Por eso defendía con fuerza la liturgia tradicional: porque forma la fe de los fieles y los educa en la reverencia. Cuando un niño ve a sus padres arrodillarse, cuando escucha el sonido de las campanas en la consagración, cuando percibe el silencio solemne, aprende sin palabras que allí está Dios.
El tesoro de la Misa de siempre no es solo teológico, sino pedagógico: enseña a cada generación a creer y adorar.
La comunión: encuentro íntimo con Cristo vivo
La presencia real alcanza su culmen en la comunión. Allí el fiel recibe no una cosa, sino a una Persona: Cristo vivo.

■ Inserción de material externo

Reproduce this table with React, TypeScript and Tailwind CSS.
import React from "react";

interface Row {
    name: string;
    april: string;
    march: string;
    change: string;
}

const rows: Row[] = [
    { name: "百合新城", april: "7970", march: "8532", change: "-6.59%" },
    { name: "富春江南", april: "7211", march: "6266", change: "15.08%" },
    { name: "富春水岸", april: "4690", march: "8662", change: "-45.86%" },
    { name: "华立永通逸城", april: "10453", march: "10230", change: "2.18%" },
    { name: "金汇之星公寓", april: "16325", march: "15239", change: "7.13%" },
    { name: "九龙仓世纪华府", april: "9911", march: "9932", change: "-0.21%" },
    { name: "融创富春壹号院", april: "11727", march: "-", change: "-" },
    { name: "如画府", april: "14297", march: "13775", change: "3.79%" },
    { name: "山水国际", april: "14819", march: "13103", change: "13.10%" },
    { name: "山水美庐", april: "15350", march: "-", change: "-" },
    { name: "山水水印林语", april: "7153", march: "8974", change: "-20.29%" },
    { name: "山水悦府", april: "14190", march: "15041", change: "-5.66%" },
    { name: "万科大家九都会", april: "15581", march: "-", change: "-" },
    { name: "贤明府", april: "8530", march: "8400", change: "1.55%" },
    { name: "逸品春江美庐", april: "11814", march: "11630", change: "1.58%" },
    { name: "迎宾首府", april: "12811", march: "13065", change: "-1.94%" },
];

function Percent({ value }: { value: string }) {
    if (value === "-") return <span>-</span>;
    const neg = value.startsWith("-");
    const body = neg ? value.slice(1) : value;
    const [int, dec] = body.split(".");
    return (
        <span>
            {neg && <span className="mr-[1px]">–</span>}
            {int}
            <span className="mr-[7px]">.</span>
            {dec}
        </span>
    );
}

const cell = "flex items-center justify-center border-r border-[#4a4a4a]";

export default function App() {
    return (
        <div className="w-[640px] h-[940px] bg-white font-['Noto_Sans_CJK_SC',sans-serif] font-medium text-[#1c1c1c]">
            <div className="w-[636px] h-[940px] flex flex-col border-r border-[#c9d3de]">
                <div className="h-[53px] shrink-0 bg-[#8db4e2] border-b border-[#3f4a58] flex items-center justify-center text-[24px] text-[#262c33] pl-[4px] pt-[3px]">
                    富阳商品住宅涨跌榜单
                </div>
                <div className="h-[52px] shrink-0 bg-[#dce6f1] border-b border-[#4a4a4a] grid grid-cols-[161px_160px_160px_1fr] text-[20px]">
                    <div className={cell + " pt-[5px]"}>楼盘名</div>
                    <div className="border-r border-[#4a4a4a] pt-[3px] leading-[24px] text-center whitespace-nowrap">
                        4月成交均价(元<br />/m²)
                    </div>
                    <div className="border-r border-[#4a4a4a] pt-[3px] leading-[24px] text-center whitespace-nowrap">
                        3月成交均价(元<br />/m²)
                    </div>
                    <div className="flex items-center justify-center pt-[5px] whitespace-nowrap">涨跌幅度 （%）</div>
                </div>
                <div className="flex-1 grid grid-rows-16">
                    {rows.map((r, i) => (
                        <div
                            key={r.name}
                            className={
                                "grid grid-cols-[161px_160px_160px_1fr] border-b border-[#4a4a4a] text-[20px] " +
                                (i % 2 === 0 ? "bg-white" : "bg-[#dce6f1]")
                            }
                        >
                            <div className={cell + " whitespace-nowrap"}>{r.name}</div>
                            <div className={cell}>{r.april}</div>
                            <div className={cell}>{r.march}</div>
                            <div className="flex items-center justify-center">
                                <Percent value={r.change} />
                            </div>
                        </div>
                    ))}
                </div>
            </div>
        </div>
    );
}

Mons. Lefebvre decía: “En la comunión, el alma recibe a su Salvador, se une a Él y participa de su vida divina”. Por eso la comunión debe recibirse con preparación, con pureza de corazón, con confesión frecuente.
Cada comunión es un anticipo del cielo: Cristo se une al alma como esposo al alma esposa, transformándola desde dentro.

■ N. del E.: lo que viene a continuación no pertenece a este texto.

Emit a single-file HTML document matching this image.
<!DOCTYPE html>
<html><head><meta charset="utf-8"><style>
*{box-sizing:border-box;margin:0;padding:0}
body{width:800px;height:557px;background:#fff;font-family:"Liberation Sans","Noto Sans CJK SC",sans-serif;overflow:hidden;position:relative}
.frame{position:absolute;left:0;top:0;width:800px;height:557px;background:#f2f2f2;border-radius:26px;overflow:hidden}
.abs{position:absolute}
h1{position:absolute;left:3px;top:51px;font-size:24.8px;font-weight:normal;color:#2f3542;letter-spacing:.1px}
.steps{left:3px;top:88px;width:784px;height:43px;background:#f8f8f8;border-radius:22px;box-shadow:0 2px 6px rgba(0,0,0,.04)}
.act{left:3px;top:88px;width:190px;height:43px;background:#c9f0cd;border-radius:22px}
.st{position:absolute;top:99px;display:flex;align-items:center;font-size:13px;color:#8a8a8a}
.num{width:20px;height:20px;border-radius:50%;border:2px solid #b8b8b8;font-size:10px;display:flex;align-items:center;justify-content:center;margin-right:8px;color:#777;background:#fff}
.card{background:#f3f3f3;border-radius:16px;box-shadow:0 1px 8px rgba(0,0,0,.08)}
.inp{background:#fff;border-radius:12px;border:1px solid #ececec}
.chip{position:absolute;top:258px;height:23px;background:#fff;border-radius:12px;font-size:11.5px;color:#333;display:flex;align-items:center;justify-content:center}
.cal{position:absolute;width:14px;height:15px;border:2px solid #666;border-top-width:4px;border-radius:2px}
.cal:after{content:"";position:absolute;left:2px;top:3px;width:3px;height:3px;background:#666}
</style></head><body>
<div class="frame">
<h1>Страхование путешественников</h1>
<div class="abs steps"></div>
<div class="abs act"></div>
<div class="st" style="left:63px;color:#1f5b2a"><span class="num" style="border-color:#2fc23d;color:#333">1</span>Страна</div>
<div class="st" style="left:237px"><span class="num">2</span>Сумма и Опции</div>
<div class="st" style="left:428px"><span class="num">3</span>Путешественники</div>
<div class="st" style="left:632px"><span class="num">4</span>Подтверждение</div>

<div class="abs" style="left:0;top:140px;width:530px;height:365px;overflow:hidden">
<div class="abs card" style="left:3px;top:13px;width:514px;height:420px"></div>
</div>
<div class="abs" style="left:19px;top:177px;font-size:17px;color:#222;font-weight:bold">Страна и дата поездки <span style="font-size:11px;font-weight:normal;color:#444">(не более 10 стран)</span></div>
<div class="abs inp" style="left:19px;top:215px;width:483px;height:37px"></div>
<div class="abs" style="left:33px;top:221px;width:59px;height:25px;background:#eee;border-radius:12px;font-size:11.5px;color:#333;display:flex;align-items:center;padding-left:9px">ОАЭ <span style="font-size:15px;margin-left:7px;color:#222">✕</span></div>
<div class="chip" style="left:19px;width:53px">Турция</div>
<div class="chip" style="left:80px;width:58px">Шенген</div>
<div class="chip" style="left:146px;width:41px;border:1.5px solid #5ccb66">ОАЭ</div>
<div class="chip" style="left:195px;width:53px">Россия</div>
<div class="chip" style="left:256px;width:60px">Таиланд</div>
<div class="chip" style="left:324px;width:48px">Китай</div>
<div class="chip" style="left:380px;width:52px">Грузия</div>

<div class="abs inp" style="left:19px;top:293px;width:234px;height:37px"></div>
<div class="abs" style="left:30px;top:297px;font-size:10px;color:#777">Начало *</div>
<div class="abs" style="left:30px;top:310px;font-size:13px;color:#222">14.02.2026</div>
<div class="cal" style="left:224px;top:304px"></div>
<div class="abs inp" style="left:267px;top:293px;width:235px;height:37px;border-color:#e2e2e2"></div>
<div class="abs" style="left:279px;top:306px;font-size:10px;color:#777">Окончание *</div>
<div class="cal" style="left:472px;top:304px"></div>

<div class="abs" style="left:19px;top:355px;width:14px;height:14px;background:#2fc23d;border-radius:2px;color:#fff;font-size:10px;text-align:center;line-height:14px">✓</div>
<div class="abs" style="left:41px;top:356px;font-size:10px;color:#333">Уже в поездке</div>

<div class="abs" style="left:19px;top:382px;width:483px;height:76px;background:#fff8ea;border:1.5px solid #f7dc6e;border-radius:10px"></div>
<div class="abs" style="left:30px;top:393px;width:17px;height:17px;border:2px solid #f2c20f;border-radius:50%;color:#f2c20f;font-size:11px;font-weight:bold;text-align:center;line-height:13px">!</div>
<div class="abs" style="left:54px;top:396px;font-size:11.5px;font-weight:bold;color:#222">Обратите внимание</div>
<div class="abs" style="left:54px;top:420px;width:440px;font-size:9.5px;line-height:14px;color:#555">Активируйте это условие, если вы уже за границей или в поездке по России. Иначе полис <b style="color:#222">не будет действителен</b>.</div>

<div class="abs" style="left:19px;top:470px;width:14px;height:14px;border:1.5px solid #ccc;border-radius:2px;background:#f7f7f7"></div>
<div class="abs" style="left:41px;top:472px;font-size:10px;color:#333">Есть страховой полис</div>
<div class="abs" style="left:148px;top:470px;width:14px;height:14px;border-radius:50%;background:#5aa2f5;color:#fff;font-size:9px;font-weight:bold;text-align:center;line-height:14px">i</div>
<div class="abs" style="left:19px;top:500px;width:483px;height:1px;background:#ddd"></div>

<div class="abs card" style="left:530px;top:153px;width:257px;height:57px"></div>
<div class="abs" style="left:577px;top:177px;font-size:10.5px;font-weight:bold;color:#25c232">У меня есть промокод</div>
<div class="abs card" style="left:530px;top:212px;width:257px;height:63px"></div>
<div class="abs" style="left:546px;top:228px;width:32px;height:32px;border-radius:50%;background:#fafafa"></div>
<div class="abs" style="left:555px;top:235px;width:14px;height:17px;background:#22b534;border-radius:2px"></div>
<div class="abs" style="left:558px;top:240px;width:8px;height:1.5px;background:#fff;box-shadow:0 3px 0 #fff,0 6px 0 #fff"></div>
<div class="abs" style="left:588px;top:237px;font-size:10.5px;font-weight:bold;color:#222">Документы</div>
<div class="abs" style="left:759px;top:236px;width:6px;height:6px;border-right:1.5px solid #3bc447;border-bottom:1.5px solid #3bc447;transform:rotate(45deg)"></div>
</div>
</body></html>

La Eucaristía, centro de la Iglesia
Para Mons. Lefebvre, la presencia real es el centro de toda la Iglesia. Todo gira en torno a la Eucaristía:
- Los sacramentos conducen a ella.
- La predicación prepara para ella.
- La vida cristiana se alimenta de ella.
Por eso decía: “Quitar a Cristo de la Eucaristía sería quitar el corazón a la Iglesia; dejaría de ser viva”.
La Misa tradicional conserva y protege este corazón. Por eso, redescubrirla es volver a lo esencial de la vida católica.
Fe y Adoración
La presencia real de Cristo en la Eucaristía es el tesoro de la Iglesia. Mons. Lefebvre, con su claridad de pastor, nos recuerda que no es un símbolo ni un recuerdo, sino Cristo mismo, vivo y glorioso, que se ofrece por nosotros en cada Misa.
El rito tridentino proclama esta verdad con solemnidad y la transmite con fuerza a sacerdotes y fieles. Pero de nada sirve si no respondemos con fe y adoración.
Cada vez que participes en la Misa, recuerda que estás ante el mismo Cristo del Calvario y de la gloria del cielo. Adóralo, ámalo, recibe su comunión con reverencia. Así tu vida se transformará, porque quien vive de la Eucaristía vive ya de la vida eterna.